Inside the Chaos of Playboi Carti’s Antagonist 2.0 Tour

📍 Moody Center — Nov. 23, 2025

Written by Perrin Boyd

Playboi Carti’s Antagonist 2.0 Tour stopped at the Moody Center Sunday night and I witnessed easily one of the wildest, most chaotic shows this year. The place was sold out, packed to the rafters, I was shocked by the sea of bodies on the floor already swirling into mosh pits before anyone had even touched the stage. The energy was unreal. Fans were dressed in torn black denim, spiked accessories, puffer jackets despite the heat, face paint, ski masks, and enough chrome hearts to blind someone under the strobes. Opium culture is definitely alive and thriving. Their passion, their fashion, this shared sense of stylish abandon: it all fused into something that felt surreal to be apart of for a night. I didn’t just watch this show but I got consumed by it.

Before Carti even appeared, Destroy Lonely and Ken Carson kicked things off as the openers and almost instantly turned the building into a circus.
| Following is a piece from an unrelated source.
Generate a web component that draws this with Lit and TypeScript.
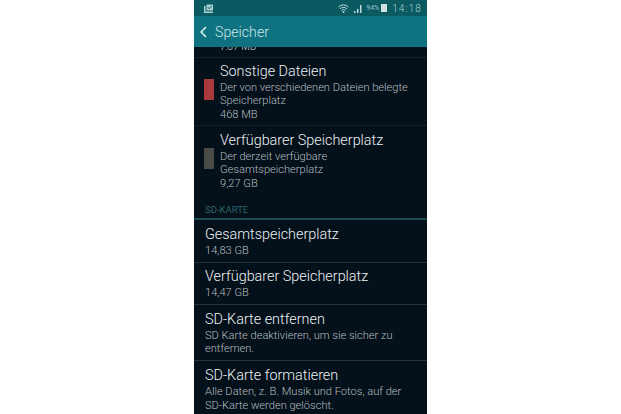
import { LitElement, html, css } from "lit";
import { customElement } from "lit/decorators.js";

@customElement("app-root")
export class AppRoot extends LitElement {
  static styles = css`
    :host { display: block; width: 621px; height: 414px; background: #fff; overflow: hidden; font-family: Roboto, "Liberation Sans", sans-serif; }
    .phone { width: 233px; height: 414px; margin-left: 194px; background: #04101a; display: flex; flex-direction: column; overflow: hidden; color: #e6ecee; }
    .status { height: 16px; flex: none; background: #0b5a62; display: flex; align-items: center; padding: 0 5px 0 10px; box-sizing: border-box; color: #a9d0d2; }
    .status .right { margin-left: auto; display: flex; align-items: center; }
    .pct { font-size: 7px; margin: 0 2px 0 3px; color: #9cc8ca; }
    .time { font-size: 10px; font-weight: 300; letter-spacing: 1.1px; margin-left: 5px; color: #a9cfd1; }
    .bar { height: 31px; flex: none; background: #0e7280; display: flex; align-items: center; padding-left: 6px; gap: 8px; font-size: 14.2px; font-weight: 300; color: #cfe8ea; }
    .list { flex: 1; min-height: 0; overflow: hidden; display: flex; flex-direction: column; }
    .clip { height: 10px; flex: none; overflow: hidden; border-bottom: 1px solid #12222b; padding-left: 26px; display: flex; align-items: flex-start; }
    .clip span { font-size: 10px; line-height: 6px; color: #9aa6ab; height: 6px; overflow: hidden; display: block; margin-top: -3px; }
    .row { display: flex; flex: none; align-items: center; border-bottom: 1px solid #22343b; box-sizing: border-box; }
    .row.usage { padding-left: 10px; gap: 6px; height: 68px; border-bottom-color: #12222b; }
    .row.usage.last { border-bottom: 0; height: 69px; }
    .swatch { width: 10px; height: 21px; flex: none; margin-bottom: 4px; }
    .text { min-width: 0; }
    .row.plain { padding-left: 11px; }
    .title { font-size: 14.4px; font-weight: 300; line-height: 17px; padding-top: 1px; color: #eef2f3; white-space: nowrap; }
    .sub { font-size: 11.1px; font-weight: 300; line-height: 13.5px; color: #b4bdc0; margin-top: 1px; white-space: nowrap; }
    .sec { flex: none; font-size: 9.5px; color: #2c6468; padding: 10px 0 0 11px; box-sizing: border-box; border-bottom: 2px solid #174a50; line-height: 10px; height: 25px; }
    .h42 { height: 42px; }
    .h43 { height: 43px; }
    .h56 { height: 56px; }
  `;

  render() {
    return html`<div class="phone">
      <div class="status">
        <svg width="9" height="9" viewBox="0 0 9 9"><path d="M0 2h1.5v5.5H9V9H0z" fill="#a9d0d2"/><path d="M2.5 0.5H9V6.5H2.5z" fill="#a9d0d2"/><path d="M3.8 3.2l1.4 1.5 2.4-2.6" fill="none" stroke="#0b5a62" stroke-width="1"/></svg>
        <div class="right">
          <svg width="11" height="9" viewBox="0 0 11 9"><path d="M0.5 3a7 7 0 0 1 10 0M2 4.8a5 5 0 0 1 7 0M3.6 6.4a2.6 2.6 0 0 1 3.8 0" fill="none" stroke="#b9dcdc" stroke-width="1"/><circle cx="5.5" cy="8" r="1" fill="#b9dcdc"/></svg>
          <svg style="margin-left:5px" width="9" height="9" viewBox="0 0 9 9"><path d="M0 7h1.5v2H0zM3 5h1.5v4H3zM6 1h1.5v8H6z" fill="#b9dcdc"/></svg>
          <span class="pct">94%</span>
          <svg width="6" height="8" viewBox="0 0 6 8"><rect width="6" height="8" fill="#cfe3e4"/></svg>
          <span class="time">14:18</span>
        </div>
      </div>
      <div class="bar">
        <svg width="7" height="12" viewBox="0 0 7 12"><path d="M6 1L1.2 6 6 11" fill="none" stroke="#dff1f2" stroke-width="1.6"/></svg>
        <span>Speicher</span>
      </div>
      <div class="list">
        <div class="clip"><span>7,87 MB</span></div>
        <div class="row usage">
          <div class="swatch" style="background:#a83a3c"></div>
          <div class="text">
            <div class="title">Sonstige Dateien</div>
            <div class="sub">Der von verschiedenen Dateien belegte<br>Speicherplatz<br>468 MB</div>
          </div>
        </div>
        <div class="row usage last">
          <div class="swatch" style="background:#4a4a48"></div>
          <div class="text">
            <div class="title">Verfügbarer Speicherplatz</div>
            <div class="sub">Der derzeit verfügbare<br>Gesamtspeicherplatz<br>9,27 GB</div>
          </div>
        </div>
        <div class="sec">SD-KARTE</div>
        <div class="row plain h43"><div class="text"><div class="title">Gesamtspeicherplatz</div><div class="sub">14,83 GB</div></div></div>
        <div class="row plain h42"><div class="text"><div class="title">Verfügbarer Speicherplatz</div><div class="sub">14,47 GB</div></div></div>
        <div class="row plain h56"><div class="text"><div class="title">SD-Karte entfernen</div><div class="sub">SD Karte deaktivieren, um sie sicher zu<br>entfernen.</div></div></div>
        <div class="row plain h56" style="border-bottom:0"><div class="text"><div class="title">SD-Karte formatieren</div><div class="sub">Alle Daten, z. B. Musik und Fotos, auf der<br>SD-Karte werden gelöscht.</div></div></div>
      </div>
    </div>`;
  }
}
Both of them command a cult-like following. I’m talking fans who know every lyric, every ad-lib, every micro-inflection. Destroy Lonely brought this ghostly, floating energy that made the crowd sway and surge like a tide, while Ken Carson cracked the room open with pure adrenaline. Their presence felt like a warning shot: if you weren’t ready for chaos, it was already too late. They primed the venue into a frenzy and proved why the Opium camp has a grip on a generation.

When Carti finally emerged, it felt less like an entrance and more like the start of a riot. The lighting was dystopian and harsh: red floods, white strobes blasting in rapid bursts, fog swallowing the stage until figures looked like silhouettes out of some apocalyptic opera. Two massive semi trucks stood side by side in the front and headlights beaming into the crowd while his crew ran around the elevated stage acting unhinged. It created a visual atmosphere that was equal parts theatrical, chaotic, and downright lawless. The sound also felt louder than any show I had been to at Moody Center.

Carti performed with the kind of eccentricity that has made him one of the most influential figures in modern hip-hop and a pioneer of the rage microgenre. He yelled, he screeched, he growled, he barked. All while draped in avant-garde, gender-bending fashion that made him look like a rockstar from another planet. He’s not a traditional rapper onstage; he’s more like a modern-day punk icon disguised as a rap anomaly, and the fans hung onto every sound that came out of his mouth.

His setlist was stacked and relentless, ripping through tracks like “ROCKSTAR MADE,” “R.I.P.,” “Timeless,” “FE!N,” “CARNIVAL,” “Stop Breathing,” and more. The crowd detonated for “Stop Breathing,” and “FE!N” nearly blew the roof off. “Timeless” had the entire floor vibrating, and “CARNIVAL” pushed the energy to an explosive peak. A special moment for me was hearing “Shoota” live, one of my all-time favorites with Lil Uzi. And fans were pleasantly surprised by the live debut of “SOUTH ATLANTA BABY”.

By the time he ended with “Made It This Far” (still unreleased), I was genuinely exhausted by the amount of chaos I just partook in and I fully understood exactly why his fanbase treats him like a prophet. I’ve been a fan of some of Carti’s tracks, but now I truly get the craze.